Today's NY Times estimates that 280,000 civilians' lives are in danger, most of them internal refugees, as the military hunts down and kills last remnants of the Tigers.
The government, which barred journalists from the combat zones and rejected international calls for a cease-fire, stuck to its hard-line stance on Friday, hours before Ban Ki-moon, the United Nations secretary general, was scheduled to make a 24-hour visit here. Mr. Ban was to meet with President Mahinda Rajapaksa and visit a refugee camp called Manik Farm in the northern district of Vavuniya, where 250,000 of the total 280,000 refugees are being sheltered.
After circling over the combat zone in the country’s northeast section, Mr. Ban’s chief of staff, Vijay Nambiar, described the area on Friday as “ravaged,” with many burned-out vehicles and clusters of battered tents.
“What was truly striking was the almost total absence of human habitation,” he said at a news conference here. “It was almost eerie.”
Asked about an investigation into possible war crimes by the Tamil Tigers and the government, Mr. Nambiar said the issue would probably be raised at a session of the United Nations Human Rights Council next week.

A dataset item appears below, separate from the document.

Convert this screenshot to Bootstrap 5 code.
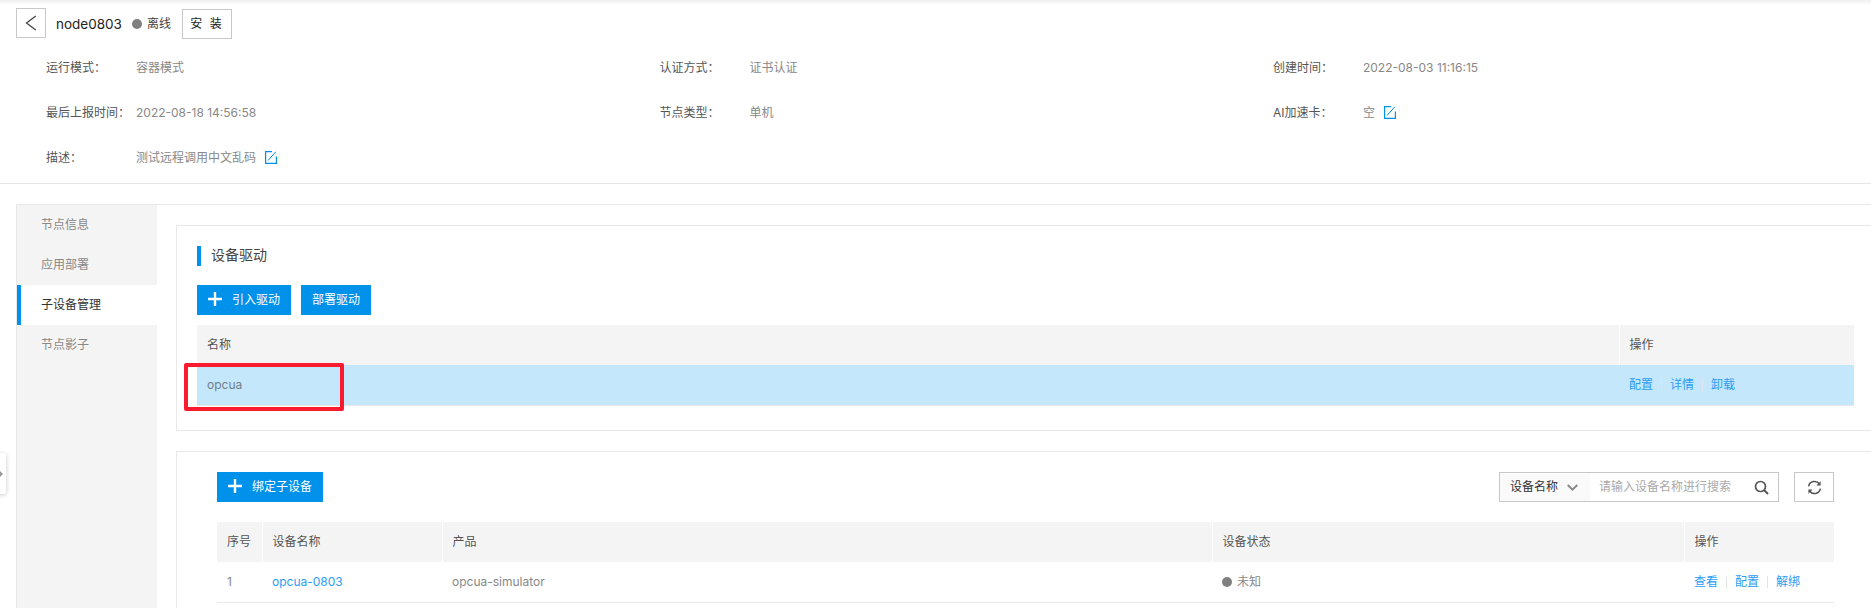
<!DOCTYPE html>
<html lang="zh-CN">
<head>
<meta charset="utf-8">
<title>node0803</title>
<link href="https://cdn.jsdelivr.net/npm/bootstrap@5.3.0/dist/css/bootstrap.min.css" rel="stylesheet">
<style>
html,body{height:608px;overflow:hidden;background:#fff}
body{font-family:Inter,"Noto Sans CJK SC",sans-serif;font-size:12px;color:#555;line-height:18px}
.pg{position:relative;height:608px;overflow:hidden}
.topshade{height:5px;margin-bottom:3px;background:linear-gradient(#efefef,#fff)}
.head{height:31px;padding-left:16px}
.sq-btn{width:30px;height:30px;border:1px solid #c8c8c8;background:#fff;padding:0;border-radius:0}
.inst-btn{width:50px;height:30px;margin-top:1px;border:1px solid #c8c8c8;background:#fff;color:#222;font-size:12px;padding:0;border-radius:0;letter-spacing:2px;margin-left:11px}
.ttl{margin-left:10px;font-size:13.5px;color:#222;width:65px}
.dot{width:10px;height:10px;border-radius:50%;background:#808080;margin-left:11px;margin-right:5px}
.stat{color:#444}
.info{padding-left:46px;width:1886.5px;padding-top:6px;height:144px}
.info .row{height:45px;align-items:center;--bs-gutter-x:0}
.lab{width:90px;color:#555;flex:none}
.val{color:#888}
.ed{margin-left:9px;width:12px;height:13px;flex:none}
.sep{border-top:1px solid #e4e4e4;height:21px}
.work{margin-left:16px;height:424px;border-top:1px solid #e8e8e8;border-left:1px solid #e8e8e8}
.side{width:140px;flex:none;background:#f4f4f4}
.side a{display:block;height:40px;line-height:40px;padding-left:24px;color:#888;text-decoration:none}
.side a.on{background:#fff;color:#333;border-left:4px solid #0091ea;padding-left:20px}
.main{padding:20px 0 0 19px;flex:1;min-width:0}
.box{border:1px solid #e8e8e8;border-right:0;background:#fff}
.box1{height:206px;padding:20px 17px 0 20px;margin-bottom:20px}
.box2{height:200px;padding:20px 37px 0 40px}
.hd{border-left:4px solid #0091ea;height:20px;line-height:18px;padding-left:10px;font-size:14px;color:#444;margin-bottom:19px}
.act{height:30px;background:#0091ea;color:#fff;border:0;border-radius:0;font-size:12px;padding:0 11px;line-height:30px}
.act:hover{background:#0091ea;color:#fff}
.act svg{margin-right:10px;vertical-align:-2px}
.act+.act{margin-left:10px}
.tb{table-layout:fixed;margin:0;width:100%;--bs-table-bg:transparent;font-size:12px}
.tb th{height:40px;background:#f4f4f4;font-weight:400;color:#555;border-bottom:0;border-right:1px solid #fff;padding:0 10px;vertical-align:middle;white-space:nowrap}
.tb th:last-child{border-right:0}
.tb td{height:40px;padding:0 10px;vertical-align:middle;color:#888;border-bottom:1px solid #e8e8e8}
.tb tr.sel td{background:#c5e7fc;color:#6f7f8a}
.lk{color:#2a9df4;text-decoration:none}
.lk-s{display:inline-block;width:1px;height:12px;background:#dfe5ea;margin:0 8px;vertical-align:-2px}
.tb1{margin-top:10px}
.redbox{position:absolute;left:184px;top:363px;width:160px;height:48px;border:4px solid #fb1b2f;border-radius:2px;pointer-events:none}
.tool{margin-bottom:20px}
.srch{width:280px;height:30px;border:1px solid #c8c8c8}
.srch-l{width:90px;background:#fafafa;color:#333;padding-left:10px;flex:none}
.srch-l svg{margin-left:9px}
.srch-p{padding-left:9px;color:#aaa;flex:1}
.srch-i{margin-right:9px}
.ref{width:40px;height:30px;border:1px solid #c8c8c8;margin-left:15px;background:#fff;padding:0;border-radius:0}
.st{width:10px;height:10px;border-radius:50%;background:#808080;display:inline-block;margin-right:5px;vertical-align:-1px}
.tog{position:absolute;left:-4px;top:453px;width:10px;height:41px;background:#fff;border-radius:3px;box-shadow:0 1px 5px rgba(0,0,0,.22)}
.tog i{position:absolute;left:4px;top:18px;border-left:3px solid #999;border-top:3px solid transparent;border-bottom:3px solid transparent}
</style>
</head>
<body>
<div class="pg">
  <div class="topshade"></div>
  <div class="head d-flex align-items-start">
    <button class="sq-btn d-flex align-items-center justify-content-center" aria-label="back">
      <svg width="12" height="16" viewBox="0 0 12 16"><path d="M10.8 1 1.5 8l9.3 7" fill="none" stroke="#444" stroke-width="1.3"/></svg>
    </button>
    <span class="ttl align-self-center">node0803</span>
    <span class="dot align-self-center"></span>
    <span class="stat align-self-center">离线</span>
    <button class="inst-btn">安 装</button>
  </div>
  <div class="info">
    <div class="row">
      <div class="col-4 d-flex"><span class="lab">运行模式：</span><span class="val">容器模式</span></div>
      <div class="col-4 d-flex"><span class="lab">认证方式：</span><span class="val">证书认证</span></div>
      <div class="col-4 d-flex"><span class="lab">创建时间：</span><span class="val">2022-08-03 11:16:15</span></div>
    </div>
    <div class="row">
      <div class="col-4 d-flex"><span class="lab">最后上报时间：</span><span class="val">2022-08-18 14:56:58</span></div>
      <div class="col-4 d-flex"><span class="lab">节点类型：</span><span class="val">单机</span></div>
      <div class="col-4 d-flex align-items-center"><span class="lab">AI加速卡：</span><span class="val">空</span>
        <svg class="ed" viewBox="0 0 12 13"><path d="M7 .6H.6v11.8h10.8V5.5" fill="none" stroke="#0091ea" stroke-width="1.2"/><path d="M3 9.5 10.8.8" stroke="#0091ea" stroke-width="1"/></svg></div>
    </div>
    <div class="row">
      <div class="col-4 d-flex align-items-center"><span class="lab">描述：</span><span class="val">测试远程调用中文乱码</span>
        <svg class="ed" viewBox="0 0 12 13"><path d="M7 .6H.6v11.8h10.8V5.5" fill="none" stroke="#0091ea" stroke-width="1.2"/><path d="M3 9.5 10.8.8" stroke="#0091ea" stroke-width="1"/></svg></div>
    </div>
  </div>
  <div class="sep"></div>
  <div class="work d-flex">
    <nav class="side">
      <a href="#">节点信息</a>
      <a href="#">应用部署</a>
      <a href="#" class="on">子设备管理</a>
      <a href="#">节点影子</a>
    </nav>
    <div class="main">
      <section class="box box1">
        <div class="hd">设备驱动</div>
        <div>
          <button class="btn act"><svg width="14" height="14" viewBox="0 0 14 14"><path d="M7 0v14M0 7h14" stroke="#fff" stroke-width="2.4"/></svg>引入驱动</button><button class="btn act">部署驱动</button>
        </div>
        <table class="table tb tb1">
          <colgroup><col><col style="width:235px"></colgroup>
          <thead><tr><th>名称</th><th>操作</th></tr></thead>
          <tbody><tr class="sel"><td>opcua</td><td><a class="lk" href="#">配置</a><span class="lk-s"></span><a class="lk" href="#">详情</a><span class="lk-s"></span><a class="lk" href="#">卸载</a></td></tr></tbody>
        </table>
      </section>
      <section class="box box2">
        <div class="tool d-flex justify-content-between">
          <button class="btn act"><svg width="14" height="14" viewBox="0 0 14 14"><path d="M7 0v14M0 7h14" stroke="#fff" stroke-width="2.4"/></svg>绑定子设备</button>
          <div class="d-flex">
            <div class="srch d-flex align-items-center">
              <div class="srch-l d-flex align-items-center h-100">设备名称<svg width="11" height="7" viewBox="0 0 11 7"><path d="M.7 1l4.8 4.6L10.3 1" fill="none" stroke="#888" stroke-width="1.9"/></svg></div>
              <div class="srch-p">请输入设备名称进行搜索</div>
              <svg class="srch-i" width="15" height="15" viewBox="0 0 15 15"><circle cx="6.5" cy="6.5" r="5" fill="none" stroke="#555" stroke-width="1.7"/><path d="M10 10l4 4" stroke="#555" stroke-width="2"/></svg>
            </div>
            <button class="ref d-flex align-items-center justify-content-center" aria-label="refresh">
              <svg width="15" height="15" viewBox="0 0 15 15"><path d="M1.6 6.3A6 6 0 0 1 12.4 4" fill="none" stroke="#555" stroke-width="1.5"/><path d="M13.4 8.7A6 6 0 0 1 2.6 11" fill="none" stroke="#555" stroke-width="1.5"/><path d="M13.6 1.2v4.3H9.4zM1.4 13.8V9.5h4.2z" fill="#555"/></svg>
            </button>
          </div>
        </div>
        <table class="table tb">
          <colgroup><col style="width:45px"><col style="width:180px"><col style="width:770px"><col><col style="width:150px"></colgroup>
          <thead><tr><th>序号</th><th>设备名称</th><th>产品</th><th>设备状态</th><th>操作</th></tr></thead>
          <tbody><tr><td>1</td><td><a class="lk" href="#">opcua-0803</a></td><td>opcua-simulator</td><td><span class="st"></span>未知</td><td><a class="lk" href="#">查看</a><span class="lk-s"></span><a class="lk" href="#">配置</a><span class="lk-s"></span><a class="lk" href="#">解绑</a></td></tr></tbody>
        </table>
      </section>
    </div>
  </div>
  <div class="redbox"></div>
  <div class="tog"><i></i></div>
</div>
<script src="https://cdn.jsdelivr.net/npm/bootstrap@5.3.0/dist/js/bootstrap.bundle.min.js"></script>
</body>
</html>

But the president, addressing tens of thousands of people outside Parliament on Friday afternoon, dismissed any investigation. “There are some who tried to stop our military campaign by threatening to haul us before war crimes tribunals,” Mr. Rajapaksa said. “They are still trying to do that, but I am not afraid.”
In the final weeks of the war, government troops cornered the Tamil Tigers in a tiny strip of coastline in the island nation’s northeast. Tens of thousands of civilians caught in that area, and used as human shields by the Tamil Tigers, have now been moved just south to the Vavuniya district.
UPDATE: Devastation
Sri Lanka has kept journalists away from the northeastern parts of the island where the Tamil Tigers put up their last stand and where tens of thousands of refugees are now stranded and desolate. But a group of journalists was allowed to fly over the area on a helicopter inspection tour with UN Secretary General Ban Ki-moon today. They described the area as "a wasteland, its earth scorched and pocked by craters. Cars and trucks lie overturned near bunkers beside clusters of battered tents... Civilians who escaped the zone said they came under intense shelling from both the rebels and the government."
Ban appealed to the government to quickly improve conditions for the nearly 300,000 ethnic Tamil civilians displaced by the fighting. He also called for aid groups to get unfettered access to the camps and welcomed Rajapaksa's promise to resettle the bulk of the displaced by the end of the year.
...Ban and other world leaders have called on Rajapaksa to quickly address the grievances of the country's minorities in the wake of the war. The Tamils, 18 percent of the population, claim systematic discrimination and harassment by the Sinhalese majority.
For a quarter million Tamil refugees things are looking very, very bleak.